# [Stated exercise]
In the data below, find every line with the string "components" and pull it out.

BEGIN Material

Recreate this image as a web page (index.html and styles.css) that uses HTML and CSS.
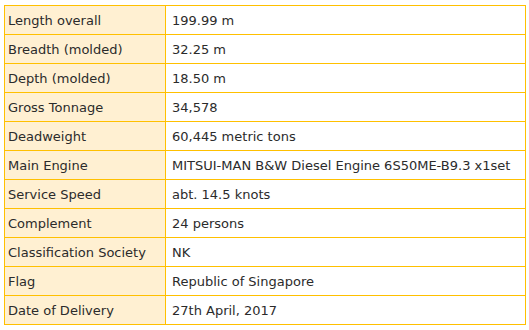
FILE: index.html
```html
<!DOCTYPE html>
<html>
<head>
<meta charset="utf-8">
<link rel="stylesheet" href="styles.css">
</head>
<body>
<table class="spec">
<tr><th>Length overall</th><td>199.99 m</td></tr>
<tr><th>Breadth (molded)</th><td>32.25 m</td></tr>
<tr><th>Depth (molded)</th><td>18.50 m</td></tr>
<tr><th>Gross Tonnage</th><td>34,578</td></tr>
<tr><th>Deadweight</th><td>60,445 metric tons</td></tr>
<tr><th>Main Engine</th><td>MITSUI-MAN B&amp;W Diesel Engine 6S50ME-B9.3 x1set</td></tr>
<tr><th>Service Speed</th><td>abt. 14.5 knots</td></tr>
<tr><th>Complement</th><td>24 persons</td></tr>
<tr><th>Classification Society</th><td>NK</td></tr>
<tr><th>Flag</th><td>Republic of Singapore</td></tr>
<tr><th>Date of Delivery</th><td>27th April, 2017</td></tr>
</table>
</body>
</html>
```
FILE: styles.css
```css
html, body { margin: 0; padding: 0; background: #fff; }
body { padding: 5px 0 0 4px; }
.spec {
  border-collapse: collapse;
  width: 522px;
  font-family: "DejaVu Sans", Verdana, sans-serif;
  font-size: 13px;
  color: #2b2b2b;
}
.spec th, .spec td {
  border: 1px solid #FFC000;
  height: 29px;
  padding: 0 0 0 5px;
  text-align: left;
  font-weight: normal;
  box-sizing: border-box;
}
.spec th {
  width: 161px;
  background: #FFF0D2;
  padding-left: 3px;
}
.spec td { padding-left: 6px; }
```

END Material
BEGIN Material

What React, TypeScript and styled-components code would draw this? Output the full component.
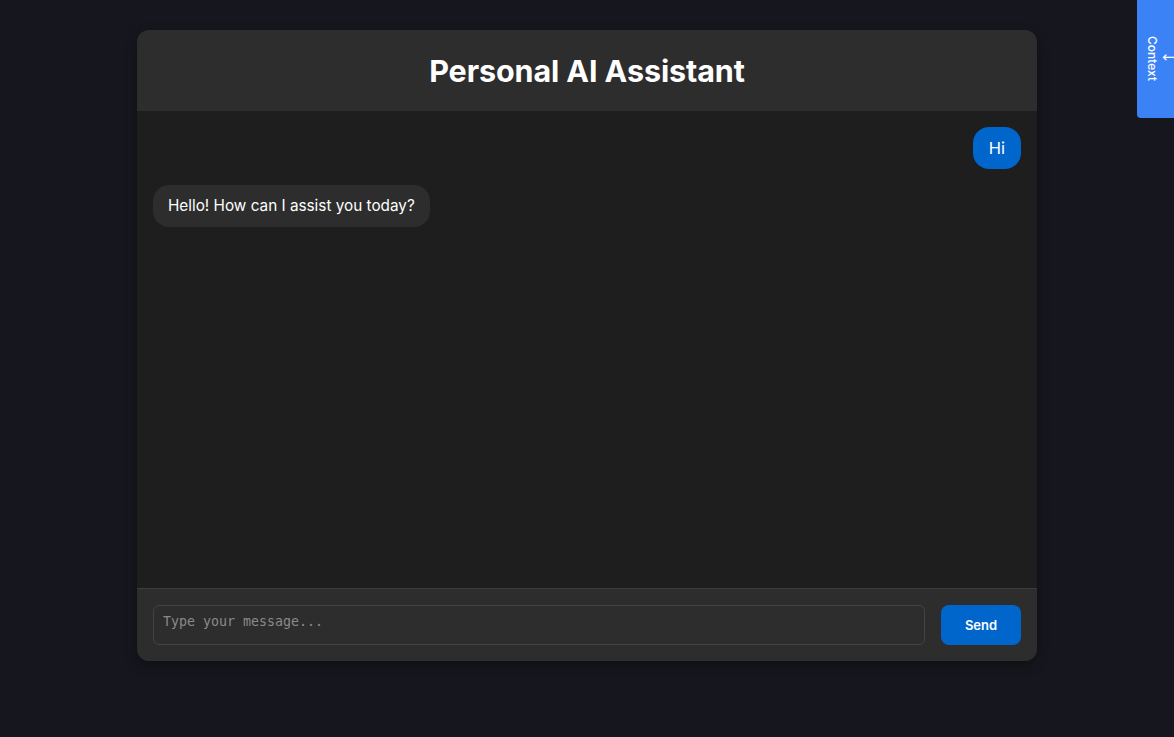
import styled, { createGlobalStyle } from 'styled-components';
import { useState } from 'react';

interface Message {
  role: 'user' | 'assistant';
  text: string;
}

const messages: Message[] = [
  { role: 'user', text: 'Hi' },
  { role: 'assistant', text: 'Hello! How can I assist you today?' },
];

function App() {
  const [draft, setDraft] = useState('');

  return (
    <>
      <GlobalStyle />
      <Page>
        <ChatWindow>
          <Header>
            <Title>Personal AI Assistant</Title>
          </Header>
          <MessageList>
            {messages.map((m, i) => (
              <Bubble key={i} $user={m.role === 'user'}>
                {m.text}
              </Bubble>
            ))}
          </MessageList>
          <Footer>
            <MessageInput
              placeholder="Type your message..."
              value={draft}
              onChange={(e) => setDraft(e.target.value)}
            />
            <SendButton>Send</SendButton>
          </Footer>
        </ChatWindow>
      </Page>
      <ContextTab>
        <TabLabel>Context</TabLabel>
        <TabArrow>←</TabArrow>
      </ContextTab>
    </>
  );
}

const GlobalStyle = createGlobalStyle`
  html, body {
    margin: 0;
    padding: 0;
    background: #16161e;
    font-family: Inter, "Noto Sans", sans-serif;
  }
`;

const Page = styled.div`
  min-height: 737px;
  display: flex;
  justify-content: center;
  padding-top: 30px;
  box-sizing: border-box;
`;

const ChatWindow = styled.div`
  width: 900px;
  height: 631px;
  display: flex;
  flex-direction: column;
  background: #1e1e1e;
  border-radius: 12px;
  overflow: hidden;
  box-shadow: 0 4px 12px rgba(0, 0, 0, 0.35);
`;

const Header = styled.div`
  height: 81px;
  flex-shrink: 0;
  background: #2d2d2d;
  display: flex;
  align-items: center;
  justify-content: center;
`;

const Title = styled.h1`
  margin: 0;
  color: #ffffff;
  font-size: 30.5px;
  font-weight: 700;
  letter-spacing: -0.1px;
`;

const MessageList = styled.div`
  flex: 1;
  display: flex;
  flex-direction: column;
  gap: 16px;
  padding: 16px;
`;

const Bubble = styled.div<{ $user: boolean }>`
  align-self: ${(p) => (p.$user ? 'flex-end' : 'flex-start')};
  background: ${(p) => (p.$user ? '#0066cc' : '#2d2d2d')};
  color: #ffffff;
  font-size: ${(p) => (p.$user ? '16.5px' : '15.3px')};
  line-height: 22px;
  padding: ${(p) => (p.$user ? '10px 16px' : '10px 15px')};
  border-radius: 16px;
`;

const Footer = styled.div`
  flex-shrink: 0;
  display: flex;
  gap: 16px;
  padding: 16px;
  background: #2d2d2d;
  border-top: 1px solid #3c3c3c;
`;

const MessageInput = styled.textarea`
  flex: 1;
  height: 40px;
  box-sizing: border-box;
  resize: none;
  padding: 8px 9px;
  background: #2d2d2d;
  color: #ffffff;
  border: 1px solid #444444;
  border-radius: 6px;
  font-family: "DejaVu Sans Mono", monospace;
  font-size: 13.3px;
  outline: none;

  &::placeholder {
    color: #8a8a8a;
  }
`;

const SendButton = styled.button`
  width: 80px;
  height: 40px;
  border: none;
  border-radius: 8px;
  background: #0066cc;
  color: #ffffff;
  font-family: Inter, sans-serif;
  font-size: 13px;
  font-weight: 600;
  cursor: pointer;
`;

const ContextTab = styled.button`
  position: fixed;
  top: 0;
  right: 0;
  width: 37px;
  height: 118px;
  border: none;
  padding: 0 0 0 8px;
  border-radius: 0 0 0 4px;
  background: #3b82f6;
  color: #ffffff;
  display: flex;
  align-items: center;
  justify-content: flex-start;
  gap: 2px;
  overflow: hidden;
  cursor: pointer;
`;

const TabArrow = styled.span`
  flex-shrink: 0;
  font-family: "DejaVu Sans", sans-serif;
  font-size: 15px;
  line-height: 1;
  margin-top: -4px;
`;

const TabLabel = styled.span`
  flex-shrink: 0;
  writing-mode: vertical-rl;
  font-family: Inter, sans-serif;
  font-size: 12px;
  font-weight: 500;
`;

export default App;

END Material
BEGIN Material

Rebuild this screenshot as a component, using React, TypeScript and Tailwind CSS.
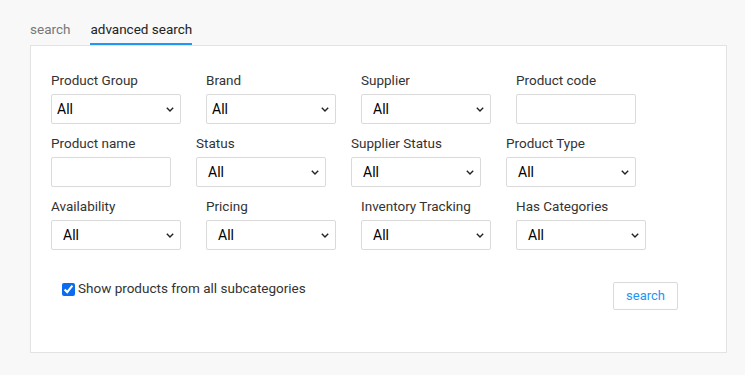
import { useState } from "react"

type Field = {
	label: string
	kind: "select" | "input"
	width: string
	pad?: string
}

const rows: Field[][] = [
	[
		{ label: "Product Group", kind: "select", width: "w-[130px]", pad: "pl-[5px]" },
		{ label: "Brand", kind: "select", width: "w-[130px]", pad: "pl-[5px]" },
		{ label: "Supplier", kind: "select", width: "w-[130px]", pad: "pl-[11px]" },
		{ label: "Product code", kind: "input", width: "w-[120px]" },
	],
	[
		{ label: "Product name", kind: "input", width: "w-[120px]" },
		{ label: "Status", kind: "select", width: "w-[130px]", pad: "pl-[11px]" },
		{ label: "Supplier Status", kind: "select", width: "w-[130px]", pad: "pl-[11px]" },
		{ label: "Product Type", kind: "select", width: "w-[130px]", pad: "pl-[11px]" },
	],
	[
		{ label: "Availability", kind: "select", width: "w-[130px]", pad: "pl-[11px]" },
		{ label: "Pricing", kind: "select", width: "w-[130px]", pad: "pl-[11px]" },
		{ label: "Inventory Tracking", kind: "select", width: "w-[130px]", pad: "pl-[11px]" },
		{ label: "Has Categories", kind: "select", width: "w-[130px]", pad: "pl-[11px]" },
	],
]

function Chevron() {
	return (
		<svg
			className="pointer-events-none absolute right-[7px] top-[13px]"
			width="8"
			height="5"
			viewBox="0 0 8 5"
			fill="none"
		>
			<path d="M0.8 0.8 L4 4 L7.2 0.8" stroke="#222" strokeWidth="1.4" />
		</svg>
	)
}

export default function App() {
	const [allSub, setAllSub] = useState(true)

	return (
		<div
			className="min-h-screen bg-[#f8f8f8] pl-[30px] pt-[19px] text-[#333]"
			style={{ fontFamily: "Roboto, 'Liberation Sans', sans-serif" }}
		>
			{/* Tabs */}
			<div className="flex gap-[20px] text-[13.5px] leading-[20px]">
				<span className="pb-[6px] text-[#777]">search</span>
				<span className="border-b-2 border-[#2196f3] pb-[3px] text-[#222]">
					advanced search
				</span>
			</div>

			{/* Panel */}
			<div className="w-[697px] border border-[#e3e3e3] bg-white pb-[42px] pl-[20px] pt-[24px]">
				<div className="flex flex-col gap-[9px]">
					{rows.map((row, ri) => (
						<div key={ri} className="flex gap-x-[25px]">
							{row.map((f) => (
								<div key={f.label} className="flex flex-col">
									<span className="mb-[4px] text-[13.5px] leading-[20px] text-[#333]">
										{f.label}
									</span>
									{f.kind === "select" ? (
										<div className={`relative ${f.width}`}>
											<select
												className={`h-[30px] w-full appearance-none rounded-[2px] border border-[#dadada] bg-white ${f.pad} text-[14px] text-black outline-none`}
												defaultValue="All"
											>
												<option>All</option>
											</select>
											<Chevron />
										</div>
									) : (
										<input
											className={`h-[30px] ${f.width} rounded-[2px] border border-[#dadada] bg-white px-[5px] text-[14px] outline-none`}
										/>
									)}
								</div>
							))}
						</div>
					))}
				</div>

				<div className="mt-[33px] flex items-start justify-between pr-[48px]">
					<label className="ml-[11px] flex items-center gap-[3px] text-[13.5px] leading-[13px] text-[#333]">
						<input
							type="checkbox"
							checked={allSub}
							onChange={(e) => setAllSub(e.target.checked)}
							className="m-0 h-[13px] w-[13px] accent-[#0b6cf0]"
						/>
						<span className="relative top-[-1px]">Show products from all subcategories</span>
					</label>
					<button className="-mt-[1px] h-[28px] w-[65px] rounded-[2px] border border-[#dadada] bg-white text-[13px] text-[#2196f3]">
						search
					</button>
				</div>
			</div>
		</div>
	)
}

END Material

# [Answer to the problem]
What React, TypeScript and styled-components code would draw this? Output the full component.
import styled, { createGlobalStyle } from 'styled-components';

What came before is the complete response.